Jeppe Vilstrup Hansgaard of Innovisor discusses how his team of organizational diagnostics specialists partnered with Lizzie Harbin of the Texas-based PCCA to support their journey to sustain their culture while growing organically and through acquisitions
In 1981, a network of American pharmacists founded PCCA (formerly Professional Compounding Centers of America). Today, PCCA has become the independent compounding pharmacist’s complete resource for everything from fine chemicals to business and pharmacy consulting. Its membership includes more than 4,000 independent community pharmacists across the globe.
Over the last 10 years, PCCA has expanded to become a company with more than 300 employees located across four countries – providing an interesting challenge in joining up all aspects of the organization under one corporate culture.
To help emphasize PCCA’s corporate culture, senior leaders created a Culture Team to lead the process to develop the core values and embed them into the daily lives of all employees across all locations. In early 2015, Innovisor was brought in to ensure that the culture program would be built upon a bottom-up, inclusive approach.
The power of informal networks and influencers
Over the last 10 years, the workplace has gone through a dramatic transformation. There’s been a five-fold increase of employees engaged in cross-collaboration, which is rarely reflected in formal organizational charts. This cross-collaboration generates what I’ve called ‘information networks’. Research shows that 90% of all decisions take place within these informal networks and that you need to engage 30% of employees quickly in order to achieve any sustainable change/transformation.
Our objective was to identify and understand these networks and leverage the few highly influential individuals within them to drive the corporate culture globally.
We launched a “Values & Culture Survey” based on an organizational diagnostics approach, which attracted feedback from an impressive 93.6% of employees.
The survey explored employees’ perception of PCCA’s values and culture and identified who their representatives should be in the process. This also provided an extensive understanding of the connectivity across the organization.
How the few right people connect you to the entire organization
Lizzie Harbin: “The survey helped us identify the people who were most trusted across the organization – people outside the formal leadership structure who are sought out for advice because their peers consider them to be both sympathetic and competent.

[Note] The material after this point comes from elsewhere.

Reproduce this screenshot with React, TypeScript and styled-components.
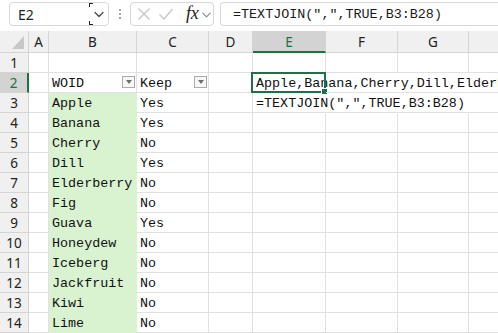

We’ve called this group the “Voice of the People” – the critical 30% of employees who we knew we had to engage with for the corporate culture to be truly embedded”.
Jeppe Vilstrup Hansgaard adds: “In the case of PCCA, we identified that three percent of the employees (the red dots in the visualization below) gave access to 90 percent of the organization.”
Developing the Core Values
Following the survey, the Culture Team led by Lizzie Harbin invited the 50 leaders and employees identified as the “Voice of the People” to an interactive offsite workshop. Attendees were asked to provide feedback on the keywords that had come out of the survey to articulate the culture.
The workshop helped to consolidate the survey output into six statements, which aimed to define the core values of the company.
By involving the “Voice of the People” as well as key leaders, we were certain the core values were a true reflection of the culture as felt by employees every day. A dialogue with the “Voice of the People” provided instrumental feedback and ensured the Core Values were tailored in a way that could not have been achieved without doing so.
The Core Values were shared globally in September 2015, and the buy-in has been incredible. Employees actively participated in a naming contest for the new monthly culture-driven newsletter, as well as an art contest to graphically represent the culture logo and each of the values. Simultaneously, roles and responsibilities have been more clearly formulated in the leadership team, making culture development a priority.
To build on the momentum and ensure all of the great work done to this point is not lost, PCCA has now launched initiatives to develop the key infrastructure for sustaining the values in the long-term, including:
- Recruitment: Reviewing the process (including interview questions) to determine whether candidates align with the Core Values.
- Onboarding: Developing and implementing a structured two-day program for new hires that introduces them to the Core Values and surrounds them with the culture from day one.
- Health & Wellness: Creating processes and programs that reinforce the importance of health and wellness in building and maintaining a strong culture.
The cultural journey has also engaged the entire organization in articulating the culture as “Culture Ambassadors.” Doing this has significantly paid off in terms of motivation and buy-in – two key drivers of effective change management.
Lizzie Harbin of PCCA: “We have managed to establish key facts, allowing the Culture Team to validate the business case for a demonstrative culture, and to align the leadership team around the need for doing so.
The “Voice of the People” continues to demonstrate value to PCCA as they carry on sharing and promoting various culture initiatives throughout the company, as well as providing valuable feedback.”
Jeppe Vilstrup Hansgaard is the CEO of the global leader in organizational network diagnostics Innovisor and has working experience in 20 different countries on three continents. He holds a master of business administration degree from Henley Business School in the UK and a certificate in the strategic decision and risk management from Stanford School of Professional Development in the US.
Lizzie Harbin is the Chief Culture Office of PCCA. She has been a prominent presence in the compounding world for the past 15 years, and a member of the PCCA team for nine years. She is a graduate of Tulane University with a BA in communication.